Vale anche per la Confindustria, la quale di recente ha scoperto che l’Italia è bloccata, che il Governo non ha fatto nulla per lo sviluppo e l’occupazione, che la politica è ridotta a litigio permanente. Nello stesso tempo però certi umori ancora aleggiano al suo interno, ed infatti, nelle interviste televisive ai partecipanti alla recente “marcia di Treviso” promossa dall’ organizzazione datoriale si è udito un attempato signore (probabilmente un Commendatore) dire che “l’Italia è tutta un pagliacciaio (sic!)”, e un signore un po’ più giovane (probabilmente un Cavaliere del lavoro) dire che “il 90% dei politici non ha mai lavorato in vita sua”: è da immaginare che tutti gli altri Commendatori e Cavalieri del lavoro che partecipavano alla scampagnata condividano questi punti di vista, per la verità non particolarmente originali né anticonformisti.
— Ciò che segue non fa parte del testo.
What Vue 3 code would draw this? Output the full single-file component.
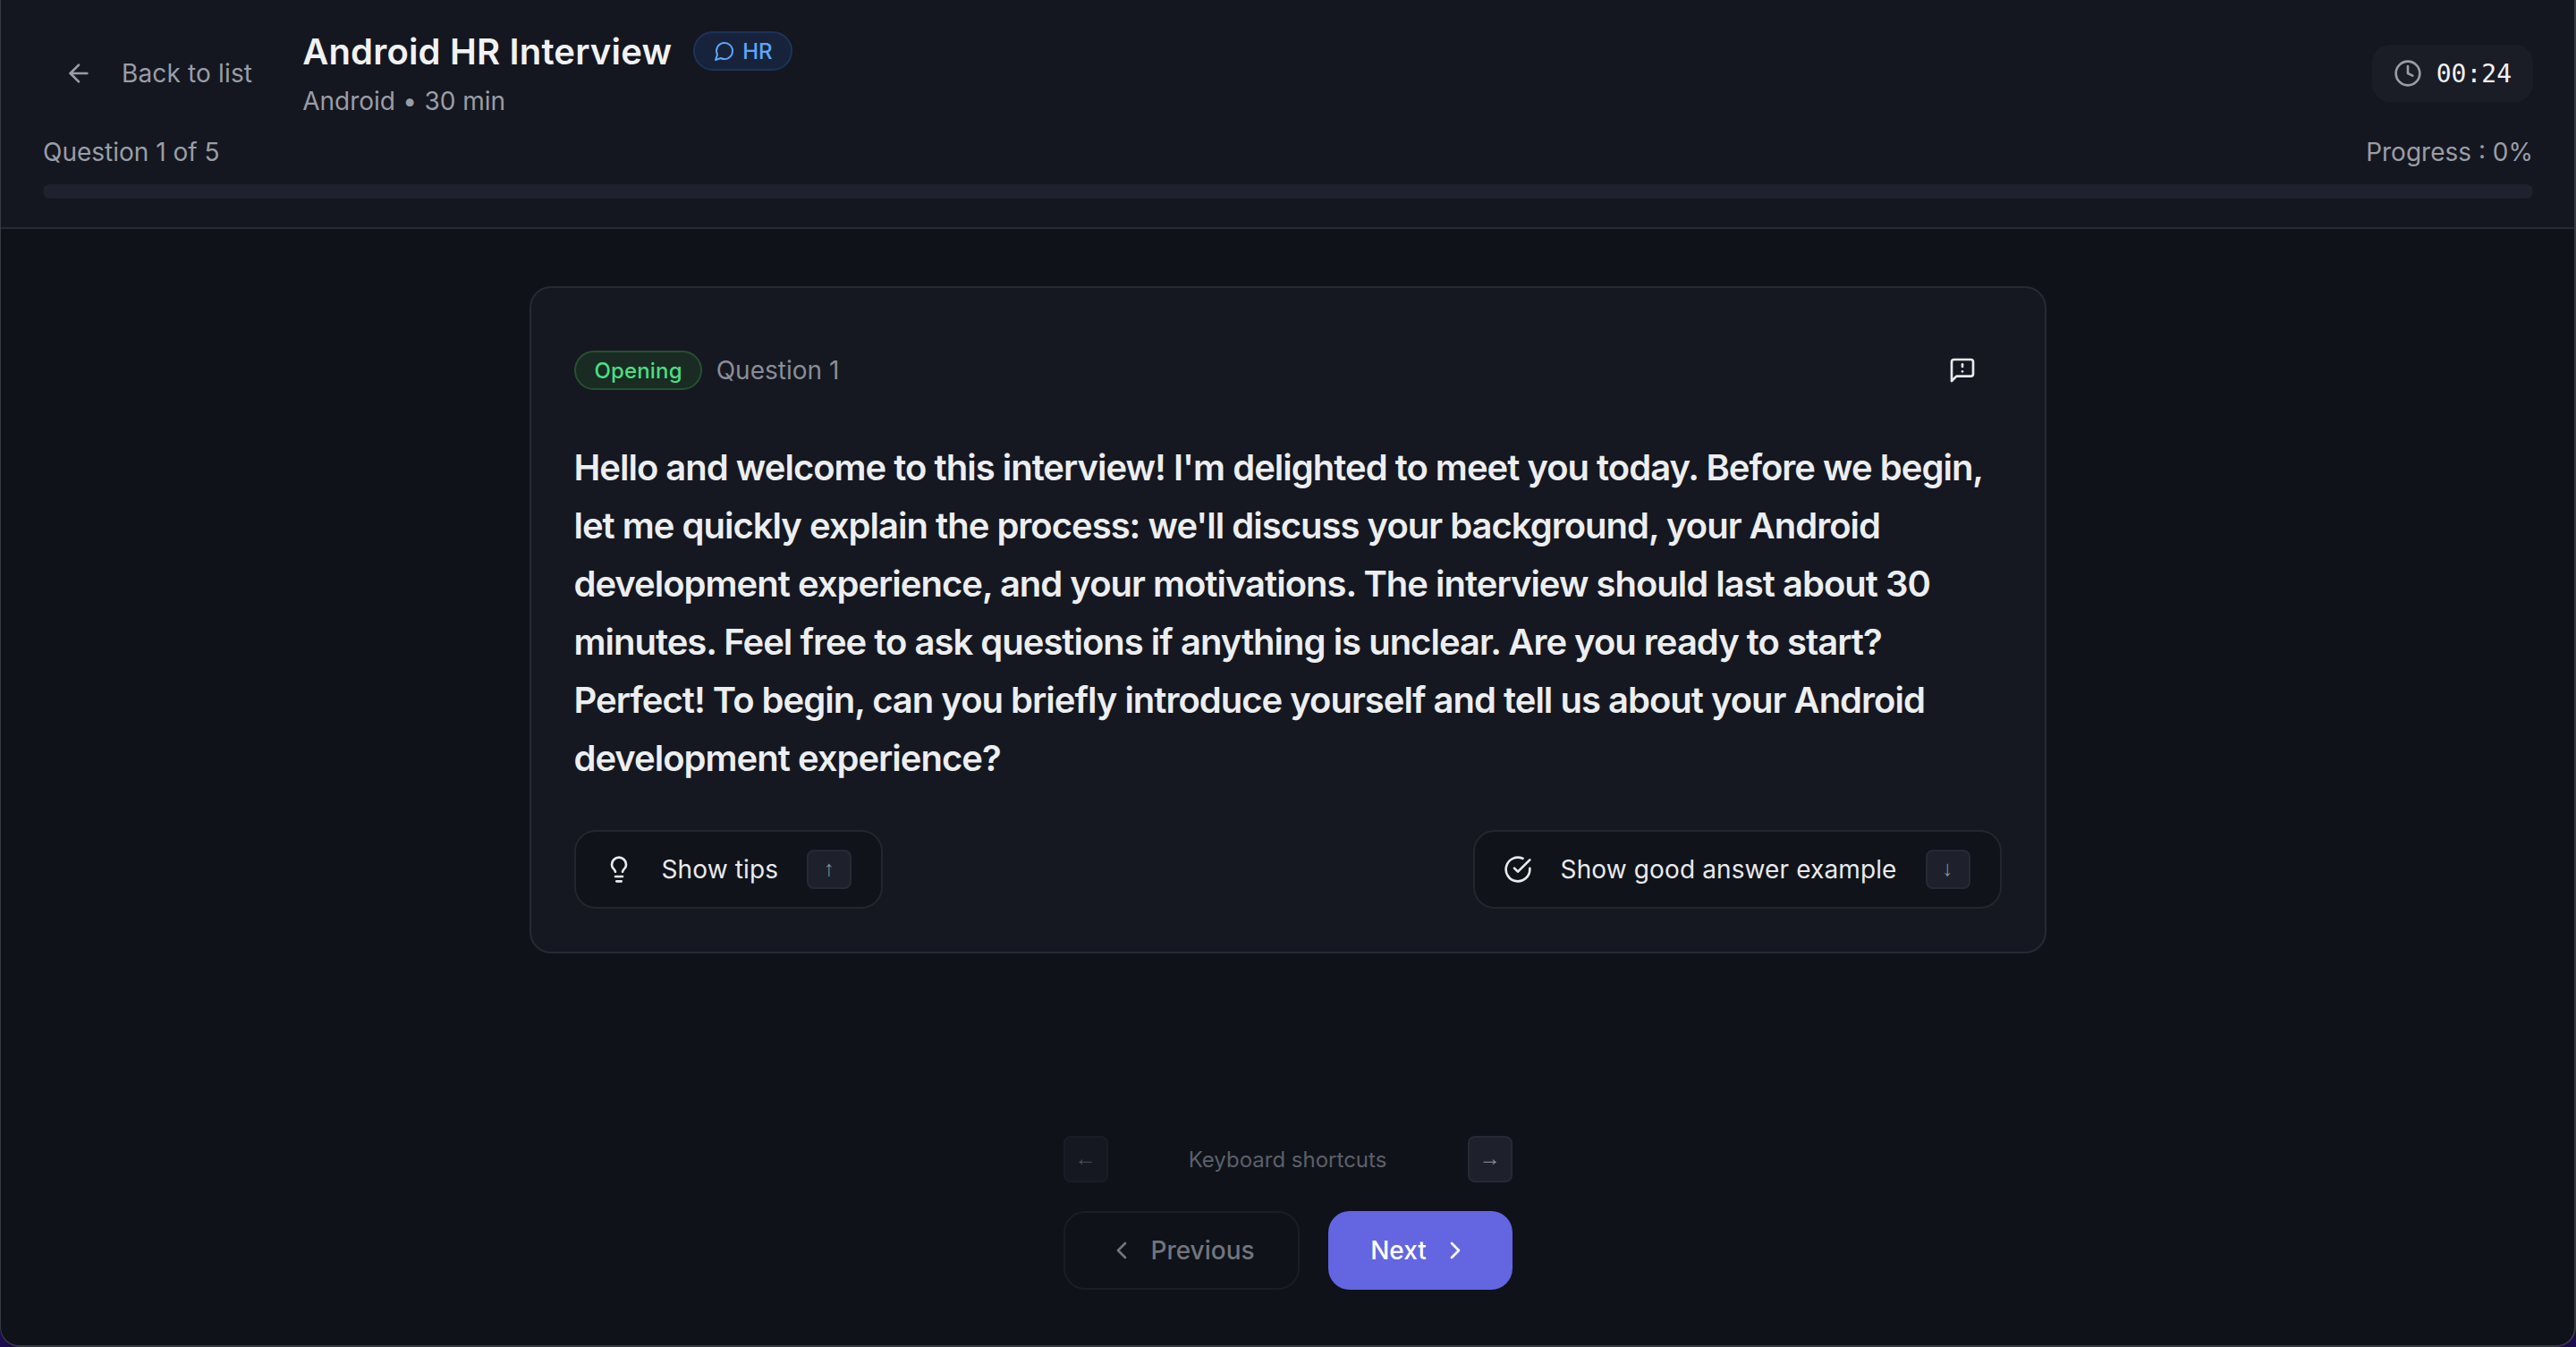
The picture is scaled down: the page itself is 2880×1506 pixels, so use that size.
<template>
  <div class="page">
    <header class="top">
      <div class="top_row">
        <div class="top_left">
          <button class="back">
            <svg class="ic32" viewBox="0 0 24 24"><path d="m12 19-7-7 7-7" /><path d="M19 12H5" /></svg>
            <span>Back to list</span>
          </button>
          <div>
            <div class="title_line">
              <h1>Android HR Interview</h1>
              <span class="type_badge">
                <svg class="ic24" viewBox="0 0 24 24"><path d="M7.9 20A9 9 0 1 0 4 16.1L2 22Z" /></svg>
                HR
              </span>
            </div>
            <p class="sub">Android <span class="dot">•</span> 30 min</p>
          </div>
        </div>
        <div class="timer">
          <svg class="ic32" viewBox="0 0 24 24"><circle cx="12" cy="12" r="10" /><path d="M12 6v6l4 2" /></svg>
          <span>00:24</span>
        </div>
      </div>
      <div class="progress_text">
        <span>Question 1 of 5</span>
        <span>Progress : {{ progress }}%</span>
      </div>
      <div class="bar"><div class="bar_fill" :style="{ width: progress + '%' }"></div></div>
    </header>

    <main class="content">
      <section class="card">
        <div class="card_head">
          <div class="card_tags">
            <span class="tag">Opening</span>
            <span class="qnum">Question 1</span>
          </div>
          <svg class="ic32 report" viewBox="0 0 24 24"><path d="M21 15a2 2 0 0 1-2 2H7l-4 4V5a2 2 0 0 1 2-2h14a2 2 0 0 1 2 2z" /><path d="M12 7v2" /><path d="M12 13h.01" /></svg>
        </div>
        <p class="question">{{ question }}</p>
        <div class="card_actions">
          <button class="action">
            <svg class="ic32" viewBox="0 0 24 24"><path d="M15 14c.2-1 .7-1.7 1.5-2.5 1-.9 1.5-2.2 1.5-3.5A6 6 0 0 0 6 8c0 1 .2 2.2 1.5 3.5.7.7 1.3 1.5 1.5 2.5" /><path d="M9 18h6" /><path d="M10 22h4" /></svg>
            <span>Show tips</span>
            <kbd class="key">↑</kbd>
          </button>
          <button class="action">
            <svg class="ic32" viewBox="0 0 24 24"><path d="M22 11.08V12a10 10 0 1 1-5.93-9.14" /><path d="m9 11 3 3L22 4" /></svg>
            <span>Show good answer example</span>
            <kbd class="key">↓</kbd>
          </button>
        </div>
      </section>
    </main>

    <footer class="nav">
      <div class="shortcuts">
        <kbd class="key tall faded">←</kbd>
        <span>Keyboard shortcuts</span>
        <kbd class="key tall">→</kbd>
      </div>
      <div class="nav_buttons">
        <button class="prev">
          <svg class="ic32" viewBox="0 0 24 24"><path d="m15 18-6-6 6-6" /></svg>
          Previous
        </button>
        <button class="next">
          Next
          <svg class="ic32" viewBox="0 0 24 24"><path d="m9 18 6-6-6-6" /></svg>
        </button>
      </div>
    </footer>
  </div>
</template>

<script setup>
const progress = 0
const question = "Hello and welcome to this interview! I'm delighted to meet you today. Before we begin, let me quickly explain the process: we'll discuss your background, your Android development experience, and your motivations. The interview should last about 30 minutes. Feel free to ask questions if anything is unclear. Are you ready to start? Perfect! To begin, can you briefly introduce yourself and tell us about your Android development experience?"
</script>

<style>
html, body { margin: 0; background: #1c0c4e; }
</style>

<style scoped>
* { box-sizing: border-box; }
h1, p { margin: 0; padding: 0; }
button {
  font-family: inherit;
  padding: 0;
  background: transparent;
  border: 0;
  cursor: pointer;
}
svg {
  fill: none;
  stroke: currentColor;
  stroke-width: 2;
  stroke-linecap: round;
  stroke-linejoin: round;
  flex: none;
}
.ic32 { width: 32px; height: 32px; }
.ic24 { width: 24px; height: 24px; }

.page {
  display: flex;
  flex-direction: column;
  height: 1506px;
  border-style: solid;
  border-color: #383a42;
  border-width: 0 2px 2px 1px;
  border-radius: 0 0 22px 22px;
  overflow: hidden;
  background: #0f1219;
  font-family: Inter, "Liberation Sans", sans-serif;
  color: #e9eaec;
}

.top {
  padding: 31px 46px 32px 47px;
  background: #141720;
  border-bottom: 2px solid #272a35;
}
.top_row {
  display: flex;
  justify-content: space-between;
  align-items: center;
}
.top_left {
  display: flex;
  align-items: center;
  gap: 32px;
}
.back {
  display: flex;
  align-items: center;
  gap: 32px;
  padding: 0 24px;
  height: 64px;
  font-size: 28px;
  letter-spacing: 0.15px;
  color: #9a9da6;
}
.title_line {
  display: flex;
  align-items: center;
  gap: 24px;
  height: 52px;
}
h1 {
  font-size: 40px;
  font-weight: 600;
  letter-spacing: 0.18px;
  color: #f1f2f3;
}
.type_badge {
  display: flex;
  align-items: center;
  gap: 8px;
  height: 44px;
  padding: 0 20px 0 21px;
  border: 2px solid #1e3259;
  border-radius: 22px;
  background: #17233a;
  color: #60a5fa;
  font-size: 24px;
  font-weight: 500;
}
.sub {
  margin-top: 10px;
  font-size: 28px;
  line-height: 40px;
  color: #9a9da6;
}
.dot { margin: 0 0.5px; }
.timer {
  display: flex;
  align-items: center;
  gap: 16px;
  height: 64px;
  padding: 0 24px;
  border-radius: 20px;
  background: #1a1d26;
  color: #9a9da6;
}
.timer span {
  font-family: "DejaVu Sans Mono", monospace;
  font-size: 28px;
  color: #f1f2f3;
}
.progress_text {
  display: flex;
  justify-content: space-between;
  margin-top: 17px;
  font-size: 28px;
  line-height: 40px;
  color: #9a9da6;
}
.bar {
  height: 16px;
  margin-top: 16px;
  border-radius: 8px;
  background: #1f222c;
  overflow: hidden;
}
.bar_fill { height: 100%; background: #6366e0; }

.content {
  display: flex;
  justify-content: center;
  padding-top: 64px;
}
.card {
  width: 1696px;
  height: 746px;
  padding: 70px 48px 48px;
  border: 2px solid #272a35;
  border-radius: 24px;
  background: #151821;
}
.card_head {
  display: flex;
  justify-content: space-between;
  align-items: center;
}
.card_tags {
  display: flex;
  align-items: center;
  gap: 16px;
}
.tag {
  display: flex;
  align-items: center;
  height: 44px;
  padding: 0 20px 0 21px;
  border: 2px solid #25512f;
  border-radius: 22px;
  background: #1a2b24;
  color: #4ade80;
  font-size: 24px;
  font-weight: 500;
  letter-spacing: 0.15px;
}
.qnum {
  font-size: 28px;
  color: #8a8d97;
}
.report {
  margin-right: 28px;
  color: #e9eaec;
}
.question {
  margin-top: 54px;
  font-size: 40px;
  line-height: 65px;
  font-weight: 600;
  letter-spacing: -1px;
  color: #eceef0;
}
.card_actions {
  display: flex;
  justify-content: space-between;
  margin-top: 48px;
}
.action {
  display: flex;
  align-items: center;
  gap: 32px;
  height: 88px;
  padding: 0 33px 0 32px;
  border: 2px solid #23262f;
  border-radius: 24px;
  background: #10131a;
  color: #e9eaec;
  font-size: 28px;
  letter-spacing: 0.12px;
}
.key {
  display: flex;
  align-items: center;
  justify-content: center;
  width: 50px;
  height: 44px;
  padding-bottom: 3px;
  border: 2px solid #272a35;
  border-radius: 8px;
  background: #1e212b;
  color: #8a8d97;
  font-family: "Liberation Sans", sans-serif;
  font-size: 24px;
  font-weight: 700;
}

.nav {
  margin-top: auto;
  padding-bottom: 62px;
  align-self: center;
  width: 502px;
}
.shortcuts {
  display: flex;
  justify-content: space-between;
  align-items: center;
  font-size: 24px;
  color: #5c606a;
}
.key.tall { height: 52px; }
.key.faded {
  background: #151821;
  border-color: #1a1d26;
  color: #4b4e57;
}
.nav_buttons {
  display: flex;
  justify-content: space-between;
  margin-top: 32px;
}
.prev, .next {
  display: flex;
  align-items: center;
  justify-content: center;
  height: 88px;
  border-radius: 24px;
  font-size: 28px;
  font-weight: 500;
}
.prev {
  gap: 16px;
  width: 264px;
  border: 2px solid #1a1d26;
  color: #72757d;
}
.next {
  gap: 16px;
  width: 206px;
  background: #6366e0;
  color: #fff;
}
</style>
Il problema è che queste frasi potrebbero ripeterle pari pari gli attuali governanti, e in effetti lo hanno fatto, e più di una volta, alimentando con le loro parole ed i loro atteggiamenti il mito dell’ “uomo del fare” che è uno dei connotati più vistosi dell’antipolitica di questi anni.
L’accordo raggiunto fra CGIL-CISL-UIL da un lato e i vertici confindustriali dall’altro alla fine di giugno va probabilmente in questo senso, ed è spiacevole che, per riflesso condizionato o per cinico calcolo, settori della sinistra sindacale e politica vi si oppongano aprioristicamente, magari sull’onda del becero protagonismo di Giorgio Cremaschi e di altri figuri rappresentativi di un certo sindacalismo parassitario che specula sulle difficoltà e spesso sulla disperazione dei lavoratori per affermare il loro professionismo del no ad ogni costo.
Ogni passo verso il recupero di un intento unitario fra le forze sociali e del lavoro deve essere preservato ed incoraggiato con estrema cura.